Do you know the top phrase people search Google for in the categories of Autism, ADHD, Asperger’s Syndrome, Twice-Exceptional and communication disorders?
“Find friends for your special needs child.”
The answer stopped me in my tracks. I wish I could reach out to all the people who do that search and enroll their children in The Quaker School at Horsham. I wish they could be part of our friendly, accepting community.
But since they all can’t—and since I imagine some of our own parents have felt these same concerns—I want to share the tips that have worked for me, both within my own family and within this amazing school community.
#1: Become a Scout
Last Saturday at the library, a young girl came over and asked my daughter, Pearl, to play. “That’s my friend Madison!” Pearl told me, giggling.
While they were playing, I chatted with the girl’s mother and learned that Pearl and Madison knew each other from their Daisy Girl Scout troop. Pearl, who has cerebral palsy, loves her Daisy troop members—and they love her. She looks forward to the Christmas parade where she can walk alongside her “best friend” Madison. Meanwhile, my wife and I are eyeing the budget of Pearl’s birthday party, since everyone in the troop wants an invite. For Pearl, Girl Scouts has become more than about just one friend; she’s part of a community filled with kind, caring girls her age.
Whether you’re exploring Girl Scouts or Boy Scouts, talk to the leader of the group. It is this person, more than the national or local employees, who sets the tone for the group’s inclusivity. With the right person at the head of the troop, scouting can change your child’s life and provide them with plenty of fun, meaningful experiences.
#2: Join a Team
Sports help children learn planning, patience, gross- and fine-motor skills, and plenty of additional physical and social skills, all while they build confidence and have fun. But perhaps most important, sports allow children to become part of a team.

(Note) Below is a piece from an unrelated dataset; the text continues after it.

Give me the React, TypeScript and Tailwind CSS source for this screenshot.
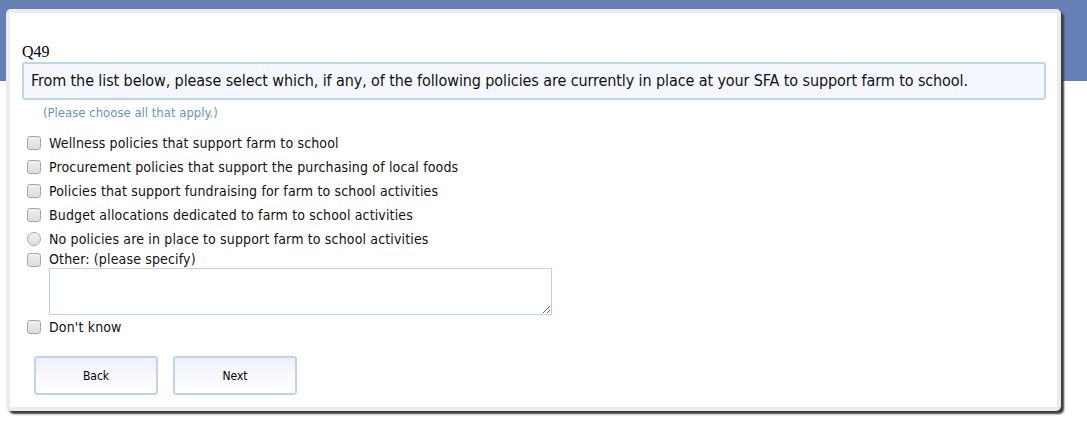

Look for local Special Olympics opportunities, or leagues designed for those with physical or mental challenges, like Horsham’s Challenger League. You can also explore amazing opportunities for adaptive skiing, snowboarding, skateboarding, martial arts and horseback riding—but make sure there is a group or team component, since the main goal is to develop friendships.
#3: Play Matchmaker
Your child might struggle to initiate friendships. And that might not be something you can help them overcome overnight. So, in the words of Francis Bacon, “If the mountain will not come to Muhammad, then Muhammad must go to the mountain.”
When your child bumps into a classmate at the library or on the sidelines at that Challenger League game, start talking to the other parents. While this might be slightly awkward or uncomfortable, know that you are doing something important for your child.
Always leave with a firm commitment to either talk again or have a playdate. Be direct and ask for what you want, even though it may mean rejection. Say “Why don’t you drop Madison off with us for an hour on Saturday at 1?” or “Can I have your number, so I can text you about getting the kids together this Thursday?” This will go a lot farther than an open-ended: “Let’s get the kids together sometime!”
These steps might make your schedule a little busier. You might make some people uncomfortable. But you also might help your child develop the friendships you’ve both been hoping for. And, as Google’s data shows, there are a lot of parents out there hoping for the same thing. The risk isn’t as big as it might seem—and the reward is much, much bigger.